2 pounds squash (honeynut, butternut, acorn), cut in half or quartered, seeds removed
4 tablespoons olive oil
8 tablespoons butter (1 stick)
1 cup hazelnuts, roughly chopped
1 orange, zested and juiced
1 tablespoon maple syrup
1 teaspoon cinnamon
A few fresh sage leaves, torn
Kosher salt / black pepper
Flaky salt, to finish

Preheat oven to 425 degrees. Place squash on a rimmed baking sheet (cut side up). Drizzle with olive oil and season well with salt and pepper. Turn squash cut side down, and roast until tender and caramelized, about 45 minutes.

Melt the butter in a small saucepan over medium heat. As it starts to foam, add the hazelnuts and sage, toasting for a few minutes. Stir consistently until the melted butter has turned golden brown, and remove from the heat. Add the orange zest and juice, maple syrup, cinnamon, and season with salt and pepper.

Transfer the squash to a large plate or serving platter, and spoon the butter mixture over the top. Dress with additional sage leaves and flaky salt.

Written recipe found here in the Recipe Club.

This is a perfect last-minute side dish because it welcomes multiple substitutions.
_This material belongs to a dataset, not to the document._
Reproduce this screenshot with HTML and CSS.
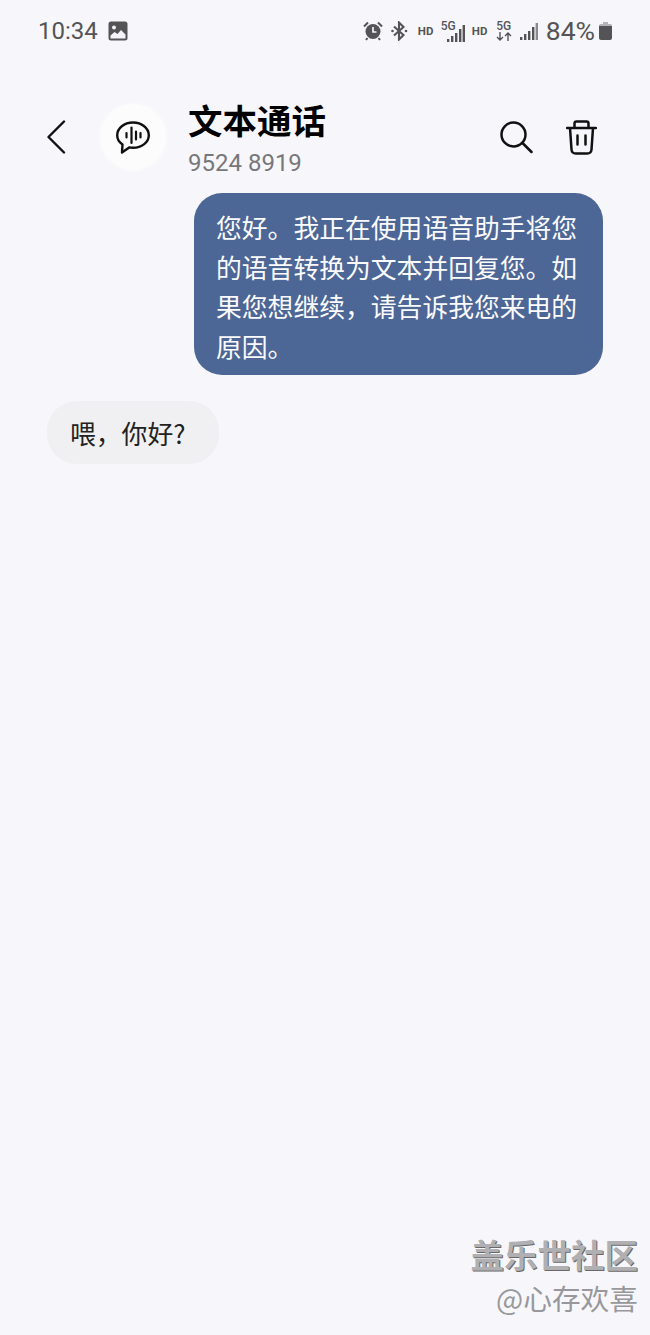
FILE: index.html
```html
<!DOCTYPE html>
<html lang="zh-CN">
<head>
    <meta charset="UTF-8">
    <meta name="viewport" content="width=device-width, initial-scale=1.0">
    <title>文本通话</title>
    <link rel="stylesheet" href="styles.css">
</head>
<body>
    <div class="page">
        <div class="status-bar">
            <div class="status-left">
                <span class="time">10:34</span>
                <svg class="pic-icon" width="20" height="20" viewBox="0 0 20 20">
                    <rect x="0.5" y="0.5" width="19" height="19" rx="2.5" fill="#545456"/>
                    <circle cx="6" cy="6.500" r="2" fill="#f4f4f8"/>
                    <path d="M2.500 17.500v-3l4-3.500 3 2 3.500-4 4.500 4.500v4z" fill="#f4f4f8"/>
                </svg>
            </div>
            <div class="status-right">
                <svg class="alarm" width="20" height="20" viewBox="0 0 20 20">
                    <circle cx="10" cy="10.500" r="7.500" fill="#545456"/>
                    <path d="M1 5.500 5 1.500M15 1.500l4 4M4.500 17l-1.500 2M15.500 17l1.500 2" stroke="#545456" stroke-width="2" fill="none"/>
                    <path d="M10 6v5h3.500" stroke="#f4f4f8" stroke-width="1.700" fill="none"/>
                </svg>
                <svg class="bt" width="17" height="20" viewBox="0 0 17 20">
                    <path d="M3 5.500 12.500 14 8 18.500v-17L12.500 6 3 14.500" stroke="#545456" stroke-width="2.100" fill="none"/>
                    <circle cx="1.500" cy="10" r="1.300" fill="#545456"/>
                    <circle cx="15" cy="10" r="1.300" fill="#545456"/>
                </svg>
                <span class="hd hd-first">HD</span>
                <div class="net net-first">
                    <span class="five-g">5G</span>
                    <svg class="bars-small" width="18" height="17" viewBox="0 0 18 17">
                        <rect x="0" y="14" width="2.400" height="3" fill="#545456"/>
                        <rect x="4" y="11" width="2.400" height="6" fill="#545456"/>
                        <rect x="8" y="8" width="2.400" height="9" fill="#545456"/>
                        <rect x="12" y="4" width="2.400" height="13" fill="#545456"/>
                        <rect x="15.600" y="0" width="2.400" height="17" fill="#545456"/>
                    </svg>
                </div>
                <span class="hd hd-second">HD</span>
                <div class="net-arrows">
                    <span class="five-g">5G</span>
                    <svg width="16" height="9" viewBox="0 0 16 9">
                        <path d="M4 0v8M1 5l3 3 3-3M12 9V1M9 4l3-3 3 3" stroke="#545456" stroke-width="1.400" fill="none"/>
                    </svg>
                </div>
                <svg class="signal" width="18" height="17" viewBox="0 0 18 17">
                    <rect x="0" y="14" width="2.400" height="3" fill="#545456"/>
                    <rect x="4" y="11" width="2.400" height="6" fill="#545456"/>
                    <rect x="8" y="8" width="2.400" height="9" fill="#545456"/>
                    <rect x="12" y="4" width="2.400" height="13" fill="#545456"/>
                    <rect x="15.600" y="0" width="2.400" height="17" fill="#8a8a8e"/>
                </svg>
                <span class="percent">84%</span>
                <svg class="battery" width="13" height="18" viewBox="0 0 13 18">
                    <path d="M4 0h5v2h2.500q1.500 0 1.500 1.500V4H0v-.5Q0 2 1.500 2H4z" fill="#b4b4b8"/>
                    <path d="M0 4h13v12q0 2-2 2H2q-2 0-2-2z" fill="#545456"/>
                </svg>
            </div>
        </div>

        <div class="header">
            <svg class="back" width="20" height="34" viewBox="0 0 20 34">
                <path d="M18 1.500 2.500 17 18 32.500" stroke="#111" stroke-width="2.400" fill="none" stroke-linecap="round" stroke-linejoin="round"/>
            </svg>
            <div class="avatar">
                <svg width="34" height="34" viewBox="0 0 34 34">
                    <path d="M6.500 24.500C3.200 22.300 1.200 19 1.200 15.200 1.200 8.200 8.200 2.500 17 2.500s15.800 5.700 15.800 12.700S25.800 27.800 17 27.800c-1.300 0-2.600-.1-3.800-.4L6 32.500z" stroke="#111" stroke-width="2.400" fill="none" stroke-linejoin="round"/>
                    <path d="M10.500 13v4.500M15.500 7.500V23M20 11.500v8M24.500 13v4.500" stroke="#111" stroke-width="2.200" stroke-linecap="round"/>
                </svg>
            </div>
            <div class="title-block">
                <h1 class="title">文本通话</h1>
                <div class="number">9524 8919</div>
            </div>
            <div class="actions">
                <svg width="33" height="33" viewBox="0 0 33 33">
                    <circle cx="13.500" cy="13.500" r="12" stroke="#111" stroke-width="2.500" fill="none"/>
                    <path d="M22.500 22 31.500 31" stroke="#111" stroke-width="2.500" stroke-linecap="round"/>
                </svg>
                <svg width="31" height="35" viewBox="0 0 31 35">
                    <path d="M1 8h29M8.500 8V3.500q0-2 2-2h10q2 0 2 2V8" stroke="#111" stroke-width="2.500" fill="none" stroke-linecap="round"/>
                    <path d="M4 8l1.500 21.500q.3 4 4.300 4h11.400q4 0 4.300-4L27 8" stroke="#111" stroke-width="2.500" fill="none"/>
                    <path d="M11.500 15.500v9M19.500 15.500v9" stroke="#111" stroke-width="2.500" stroke-linecap="round"/>
                </svg>
            </div>
        </div>

        <div class="messages">
            <div class="bubble bubble-out">您好。我正在使用语音助手将您的语音转换为文本并回复您。如果您想继续，请告诉我您来电的原因。</div>
            <div class="bubble bubble-in">喂，你好?</div>
        </div>

        <div class="watermark">
            <div class="wm-top">盖乐世社区</div>
            <div class="wm-bottom">@心存欢喜</div>
        </div>
    </div>
</body>
</html>
```

FILE: styles.css
```css
* {
    box-sizing: border-box;
}
body {
    margin: 0;
    background-color: #f7f7fb;
    font-family: "Noto Sans CJK SC", "Noto Sans", sans-serif;
}
.page {
    position: relative;
    width: 650px;
    height: 1335px;
    overflow: hidden;
}
.status-bar {
    display: flex;
    justify-content: space-between;
    align-items: center;
    height: 26px;
    margin-top: 18px;
    padding: 0 38px;
    color: #545456;
    font-family: Roboto, "Liberation Sans", sans-serif;
}
.status-left {
    display: flex;
    align-items: center;
    gap: 10px;
}
.time {
    font-size: 24px;
    line-height: 26px;
}
.status-right {
    display: flex;
    align-items: center;
}
.bt {
    margin-left: 8px;
}
.hd {
    font-size: 11.5px;
    font-weight: 700;
    width: 16px;
}
.hd-first {
    margin-left: 10px;
}
.net {
    position: relative;
    width: 24px;
    height: 20px;
    margin-left: 7px;
}
.five-g {
    display: block;
    font-size: 12px;
    line-height: 11px;
    font-weight: 500;
}
.bars-small {
    position: absolute;
    right: 0;
    bottom: -1px;
}
.hd-second {
    margin-left: 7px;
}
.net-arrows {
    display: flex;
    flex-direction: column;
    align-items: center;
    width: 16px;
    margin-left: 8px;
}
.signal {
    margin-left: 8px;
}
.percent {
    margin-left: 8px;
    font-size: 26.5px;
    line-height: 26px;
}
.battery {
    margin-left: 4px;
}
.header {
    display: flex;
    align-items: center;
    height: 74px;
    margin-top: 56px;
    padding-left: 46px;
}
.avatar {
    display: flex;
    justify-content: center;
    align-items: center;
    width: 66px;
    height: 66px;
    margin-left: 34px;
    border-radius: 50%;
    background-color: #fcfcfd;
    box-shadow: 0 0 4px #fcfcfd;
}
.title-block {
    margin-left: 22px;
    padding-top: 2px;
}
.title {
    margin: 0;
    font-size: 34.5px;
    line-height: 40px;
    font-weight: 700;
    color: #000;
}
.number {
    margin-top: 9px;
    font-family: Roboto, "Liberation Sans", sans-serif;
    font-size: 24px;
    line-height: 30px;
    color: #77777a;
}
.actions {
    display: flex;
    align-items: center;
    gap: 33px;
    margin-left: auto;
    margin-right: 53px;
}
.messages {
    display: flex;
    flex-direction: column;
    gap: 26px;
    margin-top: 19px;
    padding: 0 47px;
}
.bubble {
    font-size: 25.8px;
    line-height: 39.5px;
}
.bubble-out {
    align-self: flex-end;
    width: 409px;
    padding: 14px 22px 10px;
    border-radius: 28px;
    background-color: #4c6695;
    color: #fbfbfd;
}
.bubble-in {
    align-self: flex-start;
    width: 172px;
    height: 63px;
    padding: 12px 23px;
    border-radius: 30px;
    background-color: #f0f0f2;
    color: #222;
}
.watermark {
    position: absolute;
    right: 12px;
    top: 1232px;
    text-align: right;
}
.wm-top {
    font-size: 33.5px;
    line-height: 44px;
    font-weight: 700;
    color: #b0b0b2;
    text-shadow: 1px 1px 0 #68686a;
}
.wm-bottom {
    font-size: 28.700px;
    line-height: 44px;
    color: #98989c;
}
```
If you’re not a fan of squash (?) or don’t have any on hand, use sweet potato. No oranges? Okay, leave em out. Cut the sweetness with some lemon juice. No maple syrup? Use honey. No sage? Great - thyme or oregano would be wonderful as well. No hazelnuts? Walnuts or pecans would be delicious. We just want butter, sweetness, and crunch. For planning purposes, all of this can be made ahead of time. While this is perfectly fine room-temp, if you wish to enjoy it warm, reheat the squash in the oven at 425 degrees for about ten minutes before serving, and warm the butter mixture gently on the stovetop (or in the microwave tbh).

Maybe this isn’t satisfying enough for you and/or the thought of having a hunk of squash on your plate seems too aggressive (it’s not btw). And maybe you’re still on the lookout for that much-needed Thanksgiving salad. After dressing the squash with the butter mixture, cut them into smaller pieces and mix with a bitter green of your choosing, such as radicchio. I even tossed the torn radicchio leaves with the reserved butter mixture, because yes, brown butter is an exceptional salad dressing.


Thanks for listening and reading and cooking with me for the last 11 months (!). Things might remain quiet here while I enjoy the rest of my time in the sunshine, but I do promise there’s more to come.